Mannheim/Rhein-Neckar. Bei dem bereits Mitte Dezember vor der Großen Wirtschaftsstrafkammer 24 gestarteten, aber von Corona-Unterbrechungen in die Länge gezogenen Prozess um erschwindelte Bankkredite in Millionenhöhe sowie betrügerische Verkäufe von Photovoltaik-Anlagen (wir berichteten) sitzt ein Geschäftsmann aus Nußloch auf der Anklagebank. Angegliedert ist ein Einziehungsverfahren im Sinne von Vermögensabschöpfung: Eine Mannheimer Immobiliengesellschaft, die im Bordellviertel aktiv ist, steht im Verdacht, von den Betrügereien des 49-Jährigen finanziell profitiert zu haben.
Zeugin bringt Rechtsbeistand mit
Im Saal 2 des Mannheimer Landgerichtes knistert die Luft vor Anspannung. Die einzige für diesen Tag (zum zweiten Mal) geladene Zeugin erscheint mit Rechtsbeistand – obwohl sie selbst Juristin ist.
Es gilt komplexe Fragen zu klären: Wie kam es dazu, dass der Angeklagte Photovoltaik-Anlagen veräußerte, die er zwar beruflich betreute, aber nicht besaß, und obendrein für solcherart Lichtenergieumwandler kassiertes Geld an die Immobiliengesellschaft überwies – als Darlehen für ein Bauprojekt in der von Prostitution geprägten Lupinenstraße? Von etwas mehr als einer Million Euro ist in die Rede.

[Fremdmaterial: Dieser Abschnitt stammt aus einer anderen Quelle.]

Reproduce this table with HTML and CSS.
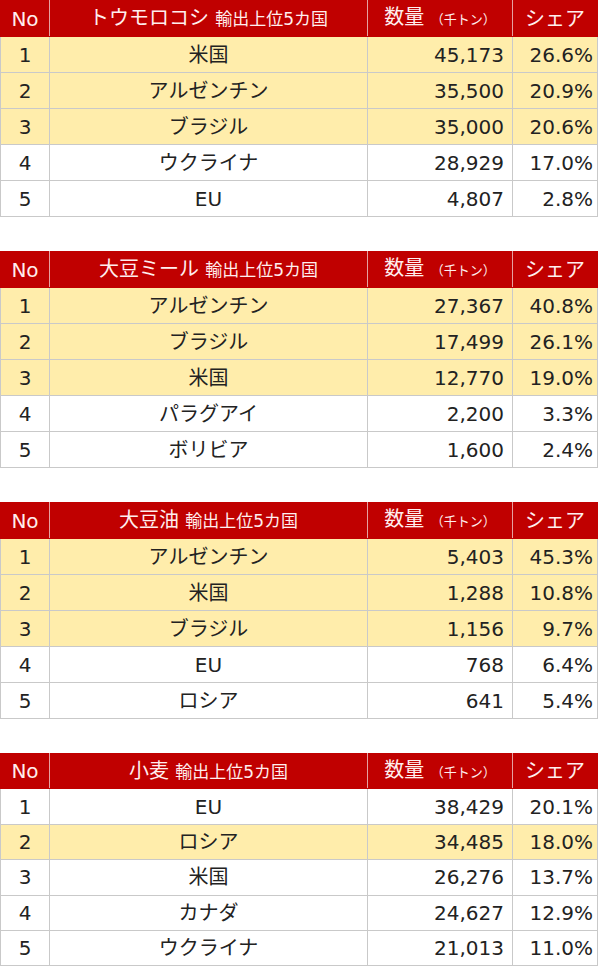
FILE: index.html
```html
<!DOCTYPE html>
<html lang="ja">
<head>
<meta charset="utf-8">
<link rel="stylesheet" href="styles.css">
</head>
<body>
<div class="stack">
  <table class="rank">
    <colgroup><col class="c1"><col class="c2"><col class="c3"><col class="c4"></colgroup>
    <thead><tr><th>No</th><th>トウモロコシ <span class="sub">輸出上位5カ国</span></th><th>数量 <span class="unit">（千トン）</span></th><th>シェア</th></tr></thead>
    <tbody>
      <tr class="hl"><td>1</td><td>米国</td><td class="num">45,173</td><td class="pct">26.6%</td></tr>
      <tr class="hl"><td>2</td><td>アルゼンチン</td><td class="num">35,500</td><td class="pct">20.9%</td></tr>
      <tr class="hl"><td>3</td><td>ブラジル</td><td class="num">35,000</td><td class="pct">20.6%</td></tr>
      <tr><td>4</td><td>ウクライナ</td><td class="num">28,929</td><td class="pct">17.0%</td></tr>
      <tr><td>5</td><td>EU</td><td class="num">4,807</td><td class="pct">2.8%</td></tr>
    </tbody>
  </table>
  <table class="rank">
    <colgroup><col class="c1"><col class="c2"><col class="c3"><col class="c4"></colgroup>
    <thead><tr><th>No</th><th>大豆ミール <span class="sub">輸出上位5カ国</span></th><th>数量 <span class="unit">（千トン）</span></th><th>シェア</th></tr></thead>
    <tbody>
      <tr class="hl"><td>1</td><td>アルゼンチン</td><td class="num">27,367</td><td class="pct">40.8%</td></tr>
      <tr class="hl"><td>2</td><td>ブラジル</td><td class="num">17,499</td><td class="pct">26.1%</td></tr>
      <tr class="hl"><td>3</td><td>米国</td><td class="num">12,770</td><td class="pct">19.0%</td></tr>
      <tr><td>4</td><td>パラグアイ</td><td class="num">2,200</td><td class="pct">3.3%</td></tr>
      <tr><td>5</td><td>ボリビア</td><td class="num">1,600</td><td class="pct">2.4%</td></tr>
    </tbody>
  </table>
  <table class="rank">
    <colgroup><col class="c1"><col class="c2"><col class="c3"><col class="c4"></colgroup>
    <thead><tr><th>No</th><th>大豆油 <span class="sub">輸出上位5カ国</span></th><th>数量 <span class="unit">（千トン）</span></th><th>シェア</th></tr></thead>
    <tbody>
      <tr class="hl"><td>1</td><td>アルゼンチン</td><td class="num">5,403</td><td class="pct">45.3%</td></tr>
      <tr class="hl"><td>2</td><td>米国</td><td class="num">1,288</td><td class="pct">10.8%</td></tr>
      <tr class="hl"><td>3</td><td>ブラジル</td><td class="num">1,156</td><td class="pct">9.7%</td></tr>
      <tr><td>4</td><td>EU</td><td class="num">768</td><td class="pct">6.4%</td></tr>
      <tr><td>5</td><td>ロシア</td><td class="num">641</td><td class="pct">5.4%</td></tr>
    </tbody>
  </table>
  <table class="rank last">
    <colgroup><col class="c1"><col class="c2"><col class="c3"><col class="c4"></colgroup>
    <thead><tr><th>No</th><th>小麦 <span class="sub">輸出上位5カ国</span></th><th>数量 <span class="unit">（千トン）</span></th><th>シェア</th></tr></thead>
    <tbody>
      <tr><td>1</td><td>EU</td><td class="num">38,429</td><td class="pct">20.1%</td></tr>
      <tr class="hl"><td>2</td><td>ロシア</td><td class="num">34,485</td><td class="pct">18.0%</td></tr>
      <tr><td>3</td><td>米国</td><td class="num">26,276</td><td class="pct">13.7%</td></tr>
      <tr><td>4</td><td>カナダ</td><td class="num">24,627</td><td class="pct">12.9%</td></tr>
      <tr><td>5</td><td>ウクライナ</td><td class="num">21,013</td><td class="pct">11.0%</td></tr>
    </tbody>
  </table>
</div>
</body>
</html>
```
FILE: styles.css
```css
html, body {
  margin: 0;
  padding: 0;
  background: #ffffff;
}
body {
  font-family: "DejaVu Sans", "Noto Sans CJK JP", sans-serif;
  color: #222222;
}
.stack {
  display: flex;
  flex-direction: column;
  gap: 34px;
}
.rank {
  width: 597px;
  border-collapse: collapse;
  table-layout: fixed;
}
.c1 { width: 49px; }
.c2 { width: 318px; }
.c3 { width: 145px; }
.c4 { width: 85px; }
.rank tr {
  height: 36px;
}
.rank.last tr {
  height: 35.4px;
}
.rank th {
  background: #c00000;
  color: #ffeeee;
  font-weight: normal;
  font-size: 20px;
  line-height: 24px;
  padding: 0;
  border: 1px solid #e6a0a0;
  border-top-color: #c00000;
  border-bottom-color: #c00000;
  text-align: center;
  white-space: nowrap;
}
.rank th:first-child { border-left-color: #c00000; }
.rank th:last-child { border-right-color: #c00000; }
.rank .sub {
  font-size: 17px;
}
.rank .unit {
  font-size: 13px;
}
.rank td {
  font-size: 20px;
  line-height: 24px;
  padding: 0;
  border: 1px solid #c9c9c9;
  text-align: center;
  white-space: nowrap;
}
.rank tr.hl td {
  background: #ffedab;
}
.rank td.num {
  text-align: right;
  padding-right: 8px;
}
.rank td.pct {
  text-align: right;
  padding-right: 4px;
}
```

Die aus Norddeutschland angereiste Zeugin, früher Mitarbeiterin eines in die Schieflage geratenen Hamburger Anbieters von Investmentfonds, wiederholt noch einmal ihre Aussage, die sie bereits gegenüber der Kripobeamtin gemacht hatte: „Wir wollten Geld in erneuerbare Energie stecken und haben in einen Puff investiert.“
Inzwischen ist wegen der verschwundenen Million am Heidelberger Landgericht eine weitere Klage anhängig. Denn aus den Versprechungen des Angeklagten, er kümmere sich um das Rücktransferieren des Geldes, ist bislang nichts geworden.
Bei der Befragung versucht der Anwalt des Geschäftsführers der Immobilienfirma, die Glaubwürdigkeit der Zeugin zu erschüttern. Denn die sagt aus, der Darlehensnehmer habe gewusst, woher die ihm zu Unrecht überwiesene Summe stamme. Die Emotionen kochen hoch, als die betrogene Photovoltaikanlagen-Käuferin im Zusammenhang mit dem Heidelberger Zivilverfahren erklärt, der Prozessbevollmächtigte des Projektentwicklers würde „bewusst falsch vortragen“. Daraufhin kündigt der betroffene Anwalt eine Strafanzeige wegen „falscher Verdächtigung“ an. Außerdem pocht er auf eine wörtliche Protokollierung – was die Kammer ablehnt.
Die Zeugin, die mit dem in U-Haft sitzenden Nußlocher Geschäftsmann über das verwirrende Firmengeflecht ihres früheren Arbeitgebers intensiven Kontakt hatte, berichtet von einem Besuch im Bordellviertel Mannheims. Der Immobilienverwerter, der selbst mehrere Grundstücke in der Lupinenstraße besitze, habe dabei Pläne eines Architekten für ein Wohnprojekt vorgestellt: Man führe mit der Stadt Mannheim, die Prostitution aus der Neckarstadt weghaben wolle, Gespräche über Ausweichflächen, sei ihr gesagt worden.
Über fünf Stunden wird die Zeugin befragt. Vor dem Verlassen des Saales bleibt sie kurz stehen und ruft dem Angeklagten zu: „Ich hoffe, dass Sie sich für das, was Sie gemacht haben, irgendwann entschuldigen.“
Diese Szene beobachten im Publikum ein pensionierter Arzt und seine Frau sichtlich aufgewühlt. Das Paar hat beim vermeintlichen Erwerb von Photovoltaikanlagen mehr als eine halbe Million Euro verloren.
Zum Abschluss des Tages lässt die Vorsitzende Richterin Christiane Loos wissen, dass die Kammer mit ihrem Programm „eigentlich durch ist“.
Vor den Plädoyers haben der Angeklagte wie auch der Geschäftsführer der Mannheimer Immobiliengesellschaft Einlassungen angekündigt. Am Montag wird die Verhandlung fortgesetzt.